Dans un monde où la place de chacun dans la société est déterminée dès l’enfance, seuls les meilleurs peuvent accéder au bonheur. Lors d’un l’examen décisif, s’affrontent ceux qui ont choisi d’étudier (classe L / Learning) et ceux qui ont opté pour la triche (classe C / Cheating). Mumei Shokatsu (classe C) et Koi Oh (classe L) se retrouvent le jour des épreuves et devront se résoudre à s’affronter… ou à s’unir.

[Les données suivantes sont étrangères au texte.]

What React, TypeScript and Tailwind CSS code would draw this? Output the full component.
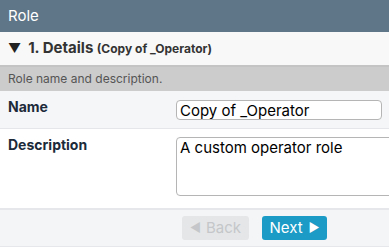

Assez semblable dans l’idée à Baka to Test to Shōkanjū, nous retrouvons ici un univers composé de détenteurs de pouvoirs qui vont user de toutes les stratégies possibles pour arriver à leurs fins : réussir l’examen final. Les duels en salle de classe sont souvent matérialisés sur des terrains de combats, de quoi rajouter de la surenchère à ces joutes improbables.
Adaptation d’un light novel, voici certainement parmi les séries issues de studios chinois celle qui se rapproche le plus des standards nippons. Le chara-design ainsi que l’utilisation des techniques propres à chaque personnage sont dignes des derniers shônens à la mode et devraient donc plaire aux aficionados du genre.
Pour conclure, que pouvons-nous dire sur cette tendance d’animes produits par la Chine ? Cela peut être un tremplin en faveur de projets qui n’auraient pas pu voir le jour au Japon à cause d’un scénario qui s’éloigne trop des normes japonaises. C’est aussi une bonne occasion pour de jeunes animateurs de se faire la main.
Les séries courtes dans leur ensemble sont quant à elles un formidable moyen d’expression tant sur la technique que sur les scénarios.